Give the data again exactly as written, skipping any pictures.

═══

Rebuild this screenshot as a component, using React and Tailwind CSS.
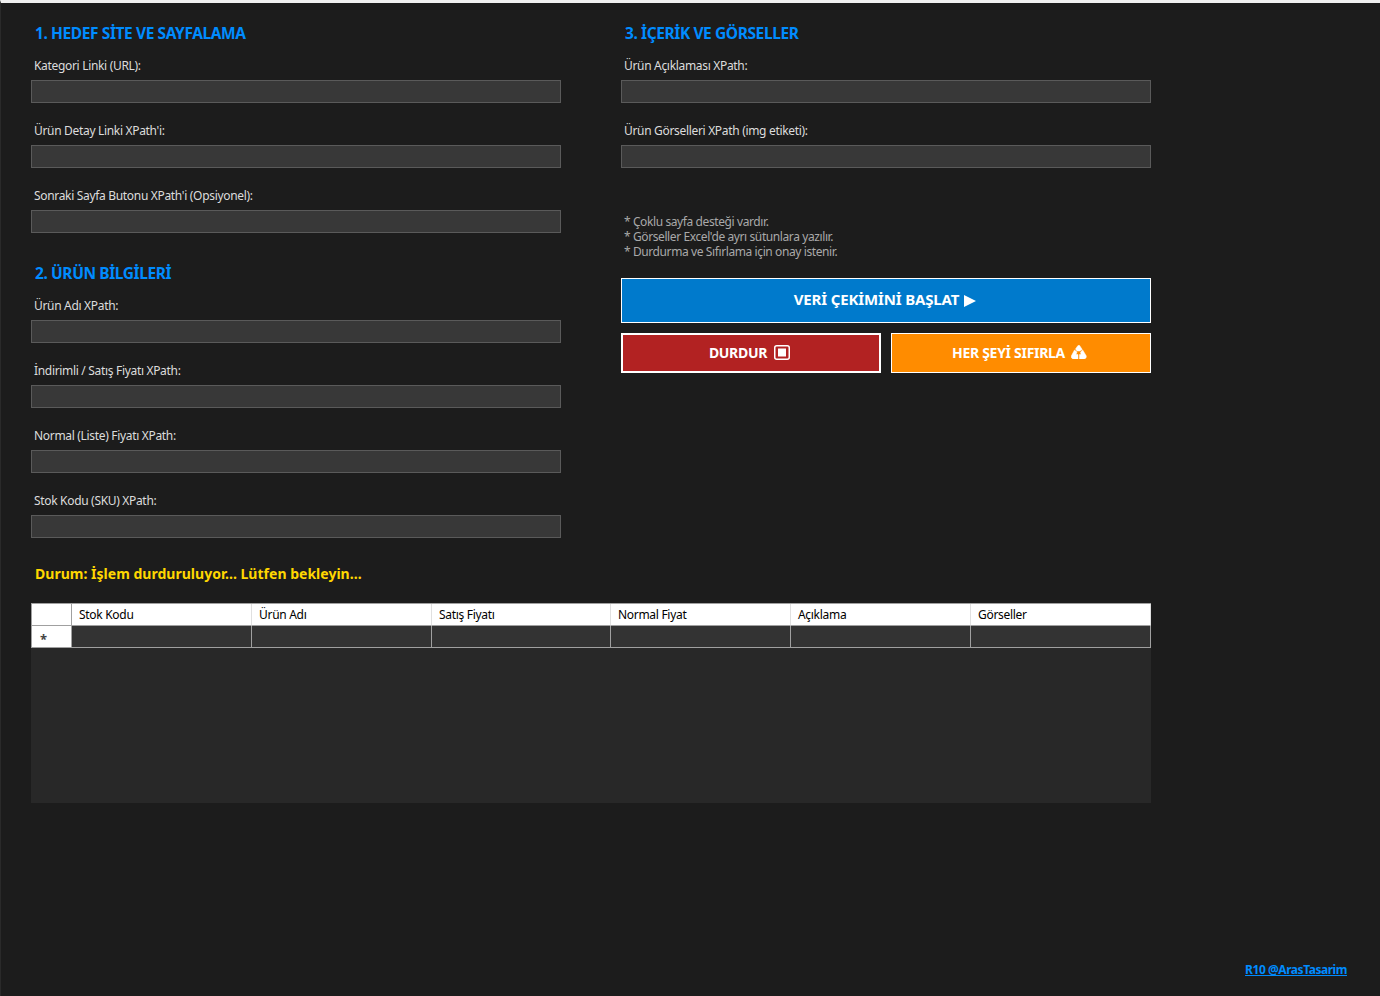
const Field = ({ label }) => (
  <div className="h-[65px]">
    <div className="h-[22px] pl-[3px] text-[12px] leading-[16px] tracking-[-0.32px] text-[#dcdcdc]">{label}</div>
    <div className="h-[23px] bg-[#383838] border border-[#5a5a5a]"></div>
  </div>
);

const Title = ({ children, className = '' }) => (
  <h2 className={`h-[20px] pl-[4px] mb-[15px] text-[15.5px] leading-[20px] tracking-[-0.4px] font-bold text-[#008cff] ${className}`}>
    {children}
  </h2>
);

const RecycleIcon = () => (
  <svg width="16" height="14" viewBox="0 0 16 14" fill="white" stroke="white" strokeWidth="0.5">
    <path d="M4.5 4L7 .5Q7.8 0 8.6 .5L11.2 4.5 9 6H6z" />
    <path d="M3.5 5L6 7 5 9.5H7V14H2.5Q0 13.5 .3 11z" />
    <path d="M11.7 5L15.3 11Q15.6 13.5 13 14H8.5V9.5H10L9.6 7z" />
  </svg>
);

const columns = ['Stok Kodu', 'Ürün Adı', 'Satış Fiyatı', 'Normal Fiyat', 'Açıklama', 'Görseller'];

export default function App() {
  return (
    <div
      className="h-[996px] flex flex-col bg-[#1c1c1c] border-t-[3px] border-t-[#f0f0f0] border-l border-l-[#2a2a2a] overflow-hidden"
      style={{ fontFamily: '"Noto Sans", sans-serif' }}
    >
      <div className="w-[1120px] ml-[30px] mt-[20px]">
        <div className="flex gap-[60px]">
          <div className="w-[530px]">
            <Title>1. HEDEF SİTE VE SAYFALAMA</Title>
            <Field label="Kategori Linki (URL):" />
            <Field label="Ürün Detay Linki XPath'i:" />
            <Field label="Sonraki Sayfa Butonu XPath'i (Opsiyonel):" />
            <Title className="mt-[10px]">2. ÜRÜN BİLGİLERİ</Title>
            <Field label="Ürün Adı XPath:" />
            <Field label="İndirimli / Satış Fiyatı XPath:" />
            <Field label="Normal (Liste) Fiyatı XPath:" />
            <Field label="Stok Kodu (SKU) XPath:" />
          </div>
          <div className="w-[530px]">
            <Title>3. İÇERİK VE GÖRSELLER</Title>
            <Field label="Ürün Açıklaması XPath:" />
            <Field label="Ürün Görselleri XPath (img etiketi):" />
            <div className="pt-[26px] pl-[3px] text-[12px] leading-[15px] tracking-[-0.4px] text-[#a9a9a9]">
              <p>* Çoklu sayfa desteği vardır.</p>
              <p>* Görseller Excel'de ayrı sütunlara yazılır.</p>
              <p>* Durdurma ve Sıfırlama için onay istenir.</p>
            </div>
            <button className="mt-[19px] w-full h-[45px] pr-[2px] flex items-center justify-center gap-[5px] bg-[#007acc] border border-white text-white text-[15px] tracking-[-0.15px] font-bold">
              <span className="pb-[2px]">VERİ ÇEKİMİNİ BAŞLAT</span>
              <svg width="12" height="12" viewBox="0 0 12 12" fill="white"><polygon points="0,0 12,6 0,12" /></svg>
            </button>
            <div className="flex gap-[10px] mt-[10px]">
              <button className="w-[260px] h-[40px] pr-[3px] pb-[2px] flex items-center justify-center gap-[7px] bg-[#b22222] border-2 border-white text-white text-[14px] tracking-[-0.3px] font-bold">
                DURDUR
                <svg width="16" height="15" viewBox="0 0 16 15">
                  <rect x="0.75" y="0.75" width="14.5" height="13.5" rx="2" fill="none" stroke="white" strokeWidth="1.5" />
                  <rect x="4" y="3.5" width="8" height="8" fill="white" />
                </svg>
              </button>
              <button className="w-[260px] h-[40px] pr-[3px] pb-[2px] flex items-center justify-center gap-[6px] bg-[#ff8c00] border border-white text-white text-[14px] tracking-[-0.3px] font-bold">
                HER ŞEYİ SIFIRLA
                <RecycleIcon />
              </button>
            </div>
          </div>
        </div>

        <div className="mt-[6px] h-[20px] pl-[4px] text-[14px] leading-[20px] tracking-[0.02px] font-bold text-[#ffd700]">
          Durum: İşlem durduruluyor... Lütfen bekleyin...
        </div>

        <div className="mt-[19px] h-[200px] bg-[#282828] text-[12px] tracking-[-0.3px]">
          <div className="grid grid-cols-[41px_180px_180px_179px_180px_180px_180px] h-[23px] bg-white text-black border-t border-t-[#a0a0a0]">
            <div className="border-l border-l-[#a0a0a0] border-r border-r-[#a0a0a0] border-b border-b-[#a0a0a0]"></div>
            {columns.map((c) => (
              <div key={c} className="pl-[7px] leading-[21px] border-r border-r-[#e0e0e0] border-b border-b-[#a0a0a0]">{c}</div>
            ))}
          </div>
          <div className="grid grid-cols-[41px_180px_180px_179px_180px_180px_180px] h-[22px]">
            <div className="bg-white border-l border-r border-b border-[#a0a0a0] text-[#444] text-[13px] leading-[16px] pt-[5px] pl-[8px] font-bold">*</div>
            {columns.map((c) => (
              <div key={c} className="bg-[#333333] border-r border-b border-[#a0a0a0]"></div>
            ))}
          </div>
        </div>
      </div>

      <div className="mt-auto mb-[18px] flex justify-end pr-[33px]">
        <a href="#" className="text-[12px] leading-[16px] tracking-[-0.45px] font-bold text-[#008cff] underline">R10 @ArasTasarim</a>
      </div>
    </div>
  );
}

═══

Answer to this task:
Rebuild this screenshot as a component, using React and Tailwind CSS.
const Field = ({ label }) => (
  <div className="h-[65px]">
    <div className="h-[22px] pl-[3px] text-[12px] leading-[16px] tracking-[-0.32px] text-[#dcdcdc]">{label}</div>
    <div className="h-[23px] bg-[#383838] border border-[#5a5a5a]"></div>
  </div>
);

const Title = ({ children, className = '' }) => (
  <h2 className={`h-[20px] pl-[4px] mb-[15px] text-[15.5px] leading-[20px] tracking-[-0.4px] font-bold text-[#008cff] ${className}`}>
    {children}
  </h2>
);

const RecycleIcon = () => (
  <svg width="16" height="14" viewBox="0 0 16 14" fill="white" stroke="white" strokeWidth="0.5">
    <path d="M4.5 4L7 .5Q7.8 0 8.6 .5L11.2 4.5 9 6H6z" />
    <path d="M3.5 5L6 7 5 9.5H7V14H2.5Q0 13.5 .3 11z" />
    <path d="M11.7 5L15.3 11Q15.6 13.5 13 14H8.5V9.5H10L9.6 7z" />
  </svg>
);

const columns = ['Stok Kodu', 'Ürün Adı', 'Satış Fiyatı', 'Normal Fiyat', 'Açıklama', 'Görseller'];

export default function App() {
  return (
    <div
      className="h-[996px] flex flex-col bg-[#1c1c1c] border-t-[3px] border-t-[#f0f0f0] border-l border-l-[#2a2a2a] overflow-hidden"
      style={{ fontFamily: '"Noto Sans", sans-serif' }}
    >
      <div className="w-[1120px] ml-[30px] mt-[20px]">
        <div className="flex gap-[60px]">
          <div className="w-[530px]">
            <Title>1. HEDEF SİTE VE SAYFALAMA</Title>
            <Field label="Kategori Linki (URL):" />
            <Field label="Ürün Detay Linki XPath'i:" />
            <Field label="Sonraki Sayfa Butonu XPath'i (Opsiyonel):" />
            <Title className="mt-[10px]">2. ÜRÜN BİLGİLERİ</Title>
            <Field label="Ürün Adı XPath:" />
            <Field label="İndirimli / Satış Fiyatı XPath:" />
            <Field label="Normal (Liste) Fiyatı XPath:" />
            <Field label="Stok Kodu (SKU) XPath:" />
          </div>
          <div className="w-[530px]">
            <Title>3. İÇERİK VE GÖRSELLER</Title>
            <Field label="Ürün Açıklaması XPath:" />
            <Field label="Ürün Görselleri XPath (img etiketi):" />
            <div className="pt-[26px] pl-[3px] text-[12px] leading-[15px] tracking-[-0.4px] text-[#a9a9a9]">
              <p>* Çoklu sayfa desteği vardır.</p>
              <p>* Görseller Excel'de ayrı sütunlara yazılır.</p>
              <p>* Durdurma ve Sıfırlama için onay istenir.</p>
            </div>
            <button className="mt-[19px] w-full h-[45px] pr-[2px] flex items-center justify-center gap-[5px] bg-[#007acc] border border-white text-white text-[15px] tracking-[-0.15px] font-bold">
              <span className="pb-[2px]">VERİ ÇEKİMİNİ BAŞLAT</span>
              <svg width="12" height="12" viewBox="0 0 12 12" fill="white"><polygon points="0,0 12,6 0,12" /></svg>
            </button>
            <div className="flex gap-[10px] mt-[10px]">
              <button className="w-[260px] h-[40px] pr-[3px] pb-[2px] flex items-center justify-center gap-[7px] bg-[#b22222] border-2 border-white text-white text-[14px] tracking-[-0.3px] font-bold">
                DURDUR
                <svg width="16" height="15" viewBox="0 0 16 15">
                  <rect x="0.75" y="0.75" width="14.5" height="13.5" rx="2" fill="none" stroke="white" strokeWidth="1.5" />
                  <rect x="4" y="3.5" width="8" height="8" fill="white" />
                </svg>
              </button>
              <button className="w-[260px] h-[40px] pr-[3px] pb-[2px] flex items-center justify-center gap-[6px] bg-[#ff8c00] border border-white text-white text-[14px] tracking-[-0.3px] font-bold">
                HER ŞEYİ SIFIRLA
                <RecycleIcon />
              </button>
            </div>
          </div>
        </div>

        <div className="mt-[6px] h-[20px] pl-[4px] text-[14px] leading-[20px] tracking-[0.02px] font-bold text-[#ffd700]">
          Durum: İşlem durduruluyor... Lütfen bekleyin...
        </div>

        <div className="mt-[19px] h-[200px] bg-[#282828] text-[12px] tracking-[-0.3px]">
          <div className="grid grid-cols-[41px_180px_180px_179px_180px_180px_180px] h-[23px] bg-white text-black border-t border-t-[#a0a0a0]">
            <div className="border-l border-l-[#a0a0a0] border-r border-r-[#a0a0a0] border-b border-b-[#a0a0a0]"></div>
            {columns.map((c) => (
              <div key={c} className="pl-[7px] leading-[21px] border-r border-r-[#e0e0e0] border-b border-b-[#a0a0a0]">{c}</div>
            ))}
          </div>
          <div className="grid grid-cols-[41px_180px_180px_179px_180px_180px_180px] h-[22px]">
            <div className="bg-white border-l border-r border-b border-[#a0a0a0] text-[#444] text-[13px] leading-[16px] pt-[5px] pl-[8px] font-bold">*</div>
            {columns.map((c) => (
              <div key={c} className="bg-[#333333] border-r border-b border-[#a0a0a0]"></div>
            ))}
          </div>
        </div>
      </div>

      <div className="mt-auto mb-[18px] flex justify-end pr-[33px]">
        <a href="#" className="text-[12px] leading-[16px] tracking-[-0.45px] font-bold text-[#008cff] underline">R10 @ArasTasarim</a>
      </div>
    </div>
  );
}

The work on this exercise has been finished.